Homenagem às crianças

Ser criança

Ser criança é manter aquele magnetismo original do óvulo e do sêmen,

sob o efeito de uma atração tão fatal capaz de levar aquele a acolher e o segundo a travar a luta hercúlea para ser acolhido concretamente.

Ser criança é saber esperar o momento certo para que o ser se faça, se necessário, nove meses, e estar na dor de quem cria, na presteza de quem cuida e no realismo de quem dá o primeiro tapa em favor da vida real.

Ser criança é sugar forte o leite da vida e apreender intensamente aquilo que o mundo oferece, nunca deixando que a frouxidão do paladar e a negligência do aprender nos façam cooptados, vencidos, domados, nulos.

Ser criança é ter olhos puros para a pureza do existente, suportando, em nome da virgindade, os ciscos e as traves intragáveis que certos homens e certas mulheres querem inserir nos olhos que somos para estragar a gente.
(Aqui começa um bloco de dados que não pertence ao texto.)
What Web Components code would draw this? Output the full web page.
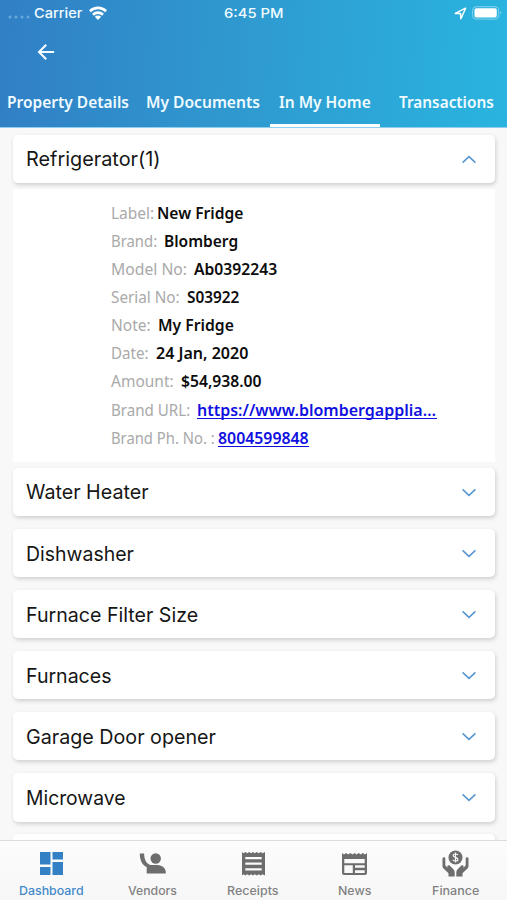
<!DOCTYPE html>
<html lang="en">
<head>
<meta charset="utf-8">
<title>In My Home</title>
<style>
html,body{margin:0;height:100%;overflow:hidden}
body{background:#f8f8f8}
</style>
</head>
<body>
<home-app></home-app>
<script>
// Text run set to a given advance width in pixels.
customElements.define('fit-text', class extends HTMLElement {
  connectedCallback() {
    const r = this.attachShadow({mode: 'open'});
    r.innerHTML = `<style>:host{display:inline-block;white-space:pre;width:${this.getAttribute('w')}px}
      span{display:inline-block;transform-origin:0 50%}</style><span><slot></slot></span>`;
    const s = r.querySelector('span');
    s.style.transform = `scaleX(${this.getAttribute('w') / s.offsetWidth})`;
  }
});

customElements.define('status-bar', class extends HTMLElement {
  connectedCallback() {
    this.attachShadow({mode: 'open'}).innerHTML = `<style>
      :host{display:grid;grid-template-columns:224px 1fr auto;align-items:center;height:26px;color:#f2fbff;font:500 13.5px/26px Inter,sans-serif;box-sizing:border-box}
      .l,.r{display:flex;align-items:center}.l{padding-left:8px}.r{padding-right:5px;gap:5px}
      svg{display:block}.dots{margin-right:4px}.wifi{margin-left:6px}</style>
      <div class="l"><svg class="dots" width="22" height="26"><g fill="#68a9da"><circle cx="2" cy="17" r="1.5"/><circle cx="8" cy="17" r="1.5"/><circle cx="14" cy="17" r="1.5"/><circle cx="20" cy="17" r="1.5"/></g></svg>
      <fit-text w="48.5">Carrier</fit-text>
      <svg class="wifi" width="18" height="14" viewBox="0 0 18 14"><g fill="none" stroke="#fff" stroke-width="2.7"><path d="M.9 5.2a11.6 11.6 0 0 1 16.2 0"/><path d="M4 8.7a7.2 7.2 0 0 1 10 0"/></g><path d="M5.9 10.7a4.4 4.4 0 0 1 6.2 0L9 13.9z" fill="#fff"/></svg></div>
      <fit-text w="59">6:45 PM</fit-text>
      <div class="r"><svg width="13" height="13" viewBox="0 0 13 13"><path d="M1.2 6.4 11.6 1.2 6.9 11.7 6.5 6.6z" fill="none" stroke="#fff" stroke-width="1.5" stroke-linejoin="round"/></svg>
      <svg width="30" height="14" viewBox="0 0 30 14"><rect x=".7" y=".7" width="26" height="12.4" rx="3.4" fill="none" stroke="#86d3ee"/><rect x="2.5" y="2.3" width="22.3" height="9.3" rx="1.8" fill="#fff"/><path d="M28.4 4.8q2.2 2 0 4z" fill="#86d3ee"/></svg></div>`;
  }
});

customElements.define('tab-item', class extends HTMLElement {
  connectedCallback() {
    this.attachShadow({mode: 'open'}).innerHTML = `<style>
      :host{display:flex;justify-content:center;box-sizing:border-box;height:51px;padding-top:14px;font:600 16px/24px "Noto Sans",sans-serif;color:#f0fbff;border-bottom:3px solid transparent}
      :host([active]){border-color:#fff}</style><slot></slot>`;
  }
});

customElements.define('app-header', class extends HTMLElement {
  connectedCallback() {
    this.attachShadow({mode: 'open'}).innerHTML = `<style>
      :host{display:flex;flex-direction:column;height:128px;flex:none;box-sizing:border-box;border-bottom:1px solid #8fcfee;background:linear-gradient(93deg,#317fc5 0%,#2f9bd0 50%,#29b4df 100%);background-origin:border-box}
      .nav{height:51px;padding:17px 0 0 37px;box-sizing:border-box}
      .tabs{display:grid;grid-template-columns:135px 135px 110px 1fr}
      tab-item:last-child{padding-left:6px}</style>
      <status-bar></status-bar>
      <div class="nav"><svg width="19" height="18" viewBox="0 0 19 18"><path d="M17.2 9H2.3M9.2 1.800 2 9l7.200 7.200" fill="none" stroke="#f4fcff" stroke-width="2.1"/></svg></div>
      <div class="tabs"><tab-item><fit-text w="122">Property Details</fit-text></tab-item><tab-item><fit-text w="114">My Documents</fit-text></tab-item><tab-item active><fit-text w="92">In My Home</fit-text></tab-item><tab-item><fit-text w="95">Transactions</fit-text></tab-item></div>`;
  }
});

customElements.define('accordion-card', class extends HTMLElement {
  connectedCallback() {
    const d = this.hasAttribute('open') ? 'M1.600 7.600 8 1.600l6.400 6' : 'M1.600 1.400 8 7.400l6.400-6';
    this.attachShadow({mode: 'open'}).innerHTML = `<style>
      :host{display:flex;align-items:center;justify-content:space-between;height:48.400px;flex:none;box-sizing:border-box;padding:1px 18px 0 12.500px;background:#fff;border-radius:5px;box-shadow:1px 2px 4px rgba(0,0,0,.17);font:400 20px/48px Inter,sans-serif;color:#161616}
      svg{display:block}</style><slot></slot>
      <svg width="16" height="9" viewBox="0 0 16 9"><path d="${d}" fill="none" stroke="#5796cf" stroke-width="1.500"/></svg>`;
  }
});

customElements.define('detail-row', class extends HTMLElement {
  connectedCallback() {
    const a = n => this.getAttribute(n);
    this.attachShadow({mode: 'open'}).innerHTML = `<style>
      :host{display:flex;height:28.100px;font:400 15.500px/28px "Noto Sans",sans-serif;color:#a9a9a9}
      b{font-weight:600;color:#0c0c0c;margin-left:${a('gap') || 7}px}
      :host([link]) b{color:#1010e0}
      :host([link]) b fit-text{height:22.500px;border-bottom:1.400px solid #1010e0}</style>
      <fit-text w="${a('lw')}">${a('label')}</fit-text><b><fit-text w="${a('vw')}">${a('value')}</fit-text></b>`;
  }
});

customElements.define('detail-panel', class extends HTMLElement {
  connectedCallback() {
    this.attachShadow({mode: 'open'}).innerHTML = `<style>
      :host{display:block;height:273px;flex:none;box-sizing:border-box;margin:5.600px 0 6.200px;padding:10.300px 0 0 98px;background:#fff}</style><slot></slot>`;
  }
});

const ICONS = {
  dash: '<path fill="#3480c5" d="M2 2h10.500v12.500H2zM14.500 2H25v7.500H14.500zM2 17h10.500v8H2zM14.500 12H25v13H14.500z"/>',
  vendor: '<circle cx="16.700" cy="8.500" r="5.200"/><path d="M.8 3.500h4.300c.2 6 2 10.300 6.700 11.500h6.500c5 .3 8.500 3.200 8.500 7.500v1H7.700v-6.500C3.300 15.200.8 10.500.8 3.500z"/>',
  receipt: '<path fill-rule="evenodd" d="M2 2l1.500 1.200L5.400 2l1.900 1.200L9.200 2l1.900 1.200L13 2l1.900 1.200L16.800 2l1.900 1.200L20.600 2l1.900 1.200L25 2v23.500l-2.500-1.200-1.900 1.200-1.900-1.200-1.900 1.200-1.900-1.200-1.900 1.200-1.900-1.200-1.900 1.200-1.900-1.200-1.900 1.200-1.900-1.200L2 25.500zM5.300 7v2.200h16.400V7zM5.300 12.600v2.200h16.400v-2.200zM5.300 18.200v2.200h16.400v-2.200z"/>',
  news: '<path fill-rule="evenodd" d="M1 3l2 1.600L5.100 3l2.100 1.600L9.300 3l2.100 1.600L13.500 3l2.100 1.600L17.700 3l2.100 1.600L21.900 3 24 4.600 26 3v20q0 2-2 2H3q-2 0-2-2zM3.300 9v4.200h20.400V9zM3.300 15.200V23h8.500v-7.800zM14 15.200v2.600h9.700v-2.600zM14 20.200V23h9.700v-2.800z"/>',
  finance: '<circle cx="13.500" cy="7.500" r="7"/><path d="M16 5q-.8-1-2.500-1-2.300 0-2.300 1.600c0 2.300 4.700 1.300 4.700 3.800q0 1.600-2.400 1.600-1.800 0-2.700-1.200M13.500 2.500v10" fill="none" stroke="#f6f6f6" stroke-width="1.200"/><path d="M.5 8.500q0-1.300 1.400-1.300T3.300 8.500v6.800l2.400 2.700c-1.200-1.900.6-3.700 2.200-2.300l3.500 3.600q1.300 1.400 1.300 3.300V26.500H6.500v-3.300L1.500 18.500Q.5 17.500.5 16zM26.500 8.500q0-1.300-1.400-1.300T23.700 8.500v6.800l-2.400 2.700c1.200-1.900-.6-3.700-2.200-2.300l-3.500 3.600q-1.300 1.400-1.300 3.300V26.500H20.500v-3.300l5-4.700q1-1 1-2.500z"/>'
};
customElements.define('nav-item', class extends HTMLElement {
  connectedCallback() {
    this.attachShadow({mode: 'open'}).innerHTML = `<style>
      :host{display:flex;flex-direction:column;align-items:center;padding-top:8.600px;font:500 12px/16px Inter,sans-serif;color:#828282}
      :host([active]){color:#4389cb}
      svg{display:block;margin-bottom:6.400px;fill:#6d6d6d}</style>
      <svg width="27" height="27" viewBox="0 0 27 27">${ICONS[this.getAttribute('icon')]}</svg><slot></slot>`;
  }
});

customElements.define('bottom-nav', class extends HTMLElement {
  connectedCallback() {
    this.attachShadow({mode: 'open'}).innerHTML = `<style>
      :host{display:grid;grid-template-columns:repeat(5,100.900px);flex:none;justify-content:center;height:60px;box-sizing:border-box;border-top:1px solid #dcdcdc;background:linear-gradient(#fcfcfc,#f7f7f7)}</style>
      <nav-item active icon="dash"><fit-text w="65">Dashboard</fit-text></nav-item>
      <nav-item icon="vendor"><fit-text w="49">Vendors</fit-text></nav-item>
      <nav-item icon="receipt"><fit-text w="52">Receipts</fit-text></nav-item>
      <nav-item icon="news"><fit-text w="33">News</fit-text></nav-item>
      <nav-item icon="finance"><fit-text w="47">Finance</fit-text></nav-item>`;
  }
});

customElements.define('home-app', class extends HTMLElement {
  connectedCallback() {
    const cards = [['Water Heater', 123], ['Dishwasher', 108], ['Furnace Filter Size', 172.5], ['Furnaces', 86], ['Garage Door opener', 190], ['Microwave', 99.5]];
    this.attachShadow({mode: 'open'}).innerHTML = `<style>
      :host{display:flex;flex-direction:column;width:507px;height:900px;overflow:hidden;background:#f8f8f8}
      main{flex:1;min-height:0;overflow:hidden;padding:6.600px 12px 0 13px;display:flex;flex-direction:column}
      .list{display:flex;flex-direction:column;gap:12.700px}</style>
      <app-header></app-header>
      <main><accordion-card open><fit-text w="135">Refrigerator(1)</fit-text></accordion-card>
      <detail-panel>
        <detail-row label="Label:" lw="43" gap="3" value="New Fridge" vw="86.500"></detail-row>
        <detail-row label="Brand:" lw="46" value="Blomberg" vw="74"></detail-row>
        <detail-row label="Model No:" lw="76" value="Ab0392243" vw="83"></detail-row>
        <detail-row label="Serial No:" lw="69" value="S03922" vw="52.500"></detail-row>
        <detail-row label="Note:" lw="40" value="My Fridge" vw="76"></detail-row>
        <detail-row label="Date:" lw="38" value="24 Jan, 2020" vw="92"></detail-row>
        <detail-row label="Amount:" lw="63" value="$54,938.00" vw="81"></detail-row>
        <detail-row link label="Brand URL:" lw="79" value="https://www.blombergapplia…" vw="239.500"></detail-row>
        <detail-row link label="Brand Ph. No. :" lw="104" gap="3" value="8004599848" vw="91"></detail-row>
      </detail-panel>
      <div class="list">${cards.map(c => `<accordion-card><fit-text w="${c[1]}">${c[0]}</fit-text></accordion-card>`).join('')}<accordion-card></accordion-card></div></main>
      <bottom-nav></bottom-nav>`;
  }
});
</script>
</body>
</html>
Ser criança é trabalhar como se brincando, espernear em birra como que amando, sonhar a magia como realidade grave, dormir de cansaço feito corredor de milhas e acordar fora de hora na noite dos nossos sonos.

Ser criança é gostar por gosto, querer por capricho da querença, chorar por força natural, sorrir por espontaneidade, arranhar-se em desventuras

inócuas, amar somente por amor e acreditar que o mal nem chega a pesar.

Ser criança é ter toda idade, lamber doce em plena rua, sorver espuminhas de chocolate, brigar pelo maior pedaço, negar o pedaço menor, cair quando andar de bicicleta, desistir por medo cego, tremer quando o assunto é voar.

Ser criança é ir ao parque e ter pavor dos brinquedos, não ir à escola por causa da dor “de lado, aqui na barriga”, vestir a roupa que a mamãe não quer e encolher-se no escuro porque “um–não-sei-quê” pode me ofender.

Enfim, ser criança é ser espontâneo, na sinceridade e na verdade que só os corações puros reconhecem, que só as mentes lúcidas justificam, que só os corpos bons podem sentir, sempre no “si mesmo” que é essência de toda gente.

Neste Dia da Criança, deixo um beijo a todos os que estão na faixa, a todos que se intrometem na menoridade e a todos que sabem que criancice é só o jeito de existir segundo o qual amadurecer pode significar um triste modo de apodrecer.